Interface markup and scripts

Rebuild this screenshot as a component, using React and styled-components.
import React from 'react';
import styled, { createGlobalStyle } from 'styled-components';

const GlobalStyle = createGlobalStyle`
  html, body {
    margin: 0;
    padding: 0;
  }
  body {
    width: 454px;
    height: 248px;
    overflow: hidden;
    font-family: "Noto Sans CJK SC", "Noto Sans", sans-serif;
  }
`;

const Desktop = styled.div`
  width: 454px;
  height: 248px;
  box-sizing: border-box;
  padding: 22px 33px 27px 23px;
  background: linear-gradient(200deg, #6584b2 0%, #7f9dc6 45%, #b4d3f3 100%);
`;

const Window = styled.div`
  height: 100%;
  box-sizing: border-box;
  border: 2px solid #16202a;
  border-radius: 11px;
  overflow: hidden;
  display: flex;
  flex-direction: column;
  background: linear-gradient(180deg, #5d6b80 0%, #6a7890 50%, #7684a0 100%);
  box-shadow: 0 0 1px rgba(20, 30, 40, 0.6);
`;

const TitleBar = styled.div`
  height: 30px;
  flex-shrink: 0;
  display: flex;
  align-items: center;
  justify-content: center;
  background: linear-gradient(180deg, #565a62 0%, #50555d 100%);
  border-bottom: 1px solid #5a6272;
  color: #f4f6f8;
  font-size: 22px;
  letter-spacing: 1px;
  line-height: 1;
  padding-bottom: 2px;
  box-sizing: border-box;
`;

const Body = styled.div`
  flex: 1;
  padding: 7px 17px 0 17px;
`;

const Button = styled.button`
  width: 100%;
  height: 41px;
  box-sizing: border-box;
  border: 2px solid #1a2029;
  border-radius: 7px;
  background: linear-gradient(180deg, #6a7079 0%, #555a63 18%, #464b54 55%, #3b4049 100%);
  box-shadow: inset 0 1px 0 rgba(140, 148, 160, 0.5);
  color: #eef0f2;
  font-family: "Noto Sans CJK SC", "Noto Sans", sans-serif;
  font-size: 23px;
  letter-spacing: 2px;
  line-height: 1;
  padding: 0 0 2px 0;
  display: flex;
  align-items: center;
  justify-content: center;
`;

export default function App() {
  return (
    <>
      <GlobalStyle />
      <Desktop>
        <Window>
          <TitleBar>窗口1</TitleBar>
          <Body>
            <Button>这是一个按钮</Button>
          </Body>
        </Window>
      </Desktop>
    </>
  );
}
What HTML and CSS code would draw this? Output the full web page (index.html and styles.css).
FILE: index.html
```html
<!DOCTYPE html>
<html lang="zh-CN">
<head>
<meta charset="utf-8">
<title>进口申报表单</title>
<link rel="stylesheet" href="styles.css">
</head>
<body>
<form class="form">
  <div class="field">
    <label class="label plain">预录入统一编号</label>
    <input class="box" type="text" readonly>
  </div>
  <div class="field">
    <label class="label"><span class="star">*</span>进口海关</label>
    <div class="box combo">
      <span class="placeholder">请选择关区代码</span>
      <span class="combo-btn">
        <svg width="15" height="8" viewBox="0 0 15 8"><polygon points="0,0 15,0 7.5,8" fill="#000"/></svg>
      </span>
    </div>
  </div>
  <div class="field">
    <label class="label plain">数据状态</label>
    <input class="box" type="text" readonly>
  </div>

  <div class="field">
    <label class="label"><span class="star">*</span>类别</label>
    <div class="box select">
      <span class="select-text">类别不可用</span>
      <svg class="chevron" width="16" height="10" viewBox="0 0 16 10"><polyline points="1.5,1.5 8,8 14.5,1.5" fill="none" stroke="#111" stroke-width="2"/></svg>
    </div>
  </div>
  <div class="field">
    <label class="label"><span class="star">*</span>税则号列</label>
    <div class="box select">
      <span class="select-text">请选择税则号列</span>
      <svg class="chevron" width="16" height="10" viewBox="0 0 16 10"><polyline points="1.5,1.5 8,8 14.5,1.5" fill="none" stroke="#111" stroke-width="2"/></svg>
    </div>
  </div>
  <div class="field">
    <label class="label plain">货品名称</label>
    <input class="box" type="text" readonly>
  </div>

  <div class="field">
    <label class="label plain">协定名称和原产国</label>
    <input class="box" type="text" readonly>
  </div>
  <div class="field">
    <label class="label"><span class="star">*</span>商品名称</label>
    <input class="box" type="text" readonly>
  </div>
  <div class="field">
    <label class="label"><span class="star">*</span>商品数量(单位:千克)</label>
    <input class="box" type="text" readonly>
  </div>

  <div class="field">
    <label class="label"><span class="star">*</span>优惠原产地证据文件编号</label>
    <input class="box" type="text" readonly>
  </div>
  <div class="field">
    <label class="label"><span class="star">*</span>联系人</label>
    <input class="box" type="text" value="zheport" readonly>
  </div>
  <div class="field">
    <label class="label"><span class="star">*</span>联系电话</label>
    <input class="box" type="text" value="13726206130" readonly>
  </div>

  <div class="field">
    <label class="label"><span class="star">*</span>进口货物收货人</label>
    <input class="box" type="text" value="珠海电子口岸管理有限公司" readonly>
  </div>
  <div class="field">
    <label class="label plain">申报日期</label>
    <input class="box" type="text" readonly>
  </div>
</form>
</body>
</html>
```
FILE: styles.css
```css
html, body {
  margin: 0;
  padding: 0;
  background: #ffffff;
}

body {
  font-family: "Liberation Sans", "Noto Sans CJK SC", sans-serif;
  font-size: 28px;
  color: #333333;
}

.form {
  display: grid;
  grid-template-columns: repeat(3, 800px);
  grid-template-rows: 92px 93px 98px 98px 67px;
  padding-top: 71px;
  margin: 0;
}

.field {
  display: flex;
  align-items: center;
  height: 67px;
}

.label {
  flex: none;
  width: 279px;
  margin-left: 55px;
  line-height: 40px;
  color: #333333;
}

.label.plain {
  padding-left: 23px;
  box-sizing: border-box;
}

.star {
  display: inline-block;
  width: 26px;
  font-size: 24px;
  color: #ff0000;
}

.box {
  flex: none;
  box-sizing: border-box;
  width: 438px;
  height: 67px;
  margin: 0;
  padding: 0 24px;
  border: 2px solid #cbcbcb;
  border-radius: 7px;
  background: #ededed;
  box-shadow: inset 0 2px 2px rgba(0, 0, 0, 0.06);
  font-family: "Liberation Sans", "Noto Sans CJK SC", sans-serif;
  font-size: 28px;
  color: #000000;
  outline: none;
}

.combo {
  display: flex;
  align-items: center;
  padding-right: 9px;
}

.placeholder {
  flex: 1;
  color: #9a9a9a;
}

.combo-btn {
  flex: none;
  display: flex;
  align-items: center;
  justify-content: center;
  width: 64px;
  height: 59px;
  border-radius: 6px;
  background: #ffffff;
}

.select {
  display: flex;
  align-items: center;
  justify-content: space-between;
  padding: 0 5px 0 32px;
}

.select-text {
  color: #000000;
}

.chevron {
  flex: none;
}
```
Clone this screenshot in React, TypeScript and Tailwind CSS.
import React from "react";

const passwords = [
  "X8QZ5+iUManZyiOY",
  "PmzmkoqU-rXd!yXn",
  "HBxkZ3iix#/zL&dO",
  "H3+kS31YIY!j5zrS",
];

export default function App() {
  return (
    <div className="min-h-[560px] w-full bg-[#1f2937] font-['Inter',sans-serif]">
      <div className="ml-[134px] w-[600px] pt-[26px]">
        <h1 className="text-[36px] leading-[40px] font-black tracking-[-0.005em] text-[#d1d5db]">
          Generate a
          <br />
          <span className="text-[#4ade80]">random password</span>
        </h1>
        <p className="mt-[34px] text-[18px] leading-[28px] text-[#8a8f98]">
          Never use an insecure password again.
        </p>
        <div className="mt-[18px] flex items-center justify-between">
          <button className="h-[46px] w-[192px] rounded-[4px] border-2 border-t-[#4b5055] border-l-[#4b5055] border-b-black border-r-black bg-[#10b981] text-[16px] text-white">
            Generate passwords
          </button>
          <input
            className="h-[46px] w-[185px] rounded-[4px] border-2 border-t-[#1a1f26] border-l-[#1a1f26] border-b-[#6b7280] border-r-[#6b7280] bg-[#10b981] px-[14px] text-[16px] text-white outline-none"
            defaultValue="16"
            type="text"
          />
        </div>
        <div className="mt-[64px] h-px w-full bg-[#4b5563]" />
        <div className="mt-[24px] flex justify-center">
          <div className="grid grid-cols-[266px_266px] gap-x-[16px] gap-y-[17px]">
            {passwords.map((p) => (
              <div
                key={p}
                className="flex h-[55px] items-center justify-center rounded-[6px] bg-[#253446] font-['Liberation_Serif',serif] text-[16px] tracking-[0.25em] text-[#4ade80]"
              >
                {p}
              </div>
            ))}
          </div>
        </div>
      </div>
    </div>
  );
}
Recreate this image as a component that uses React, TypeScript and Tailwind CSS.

Written problem: Search the listing for the string "components". Copy each line where it turns up.

Solution to the exercise:
Rebuild this screenshot as a component, using React and styled-components.
import styled, { createGlobalStyle } from 'styled-components';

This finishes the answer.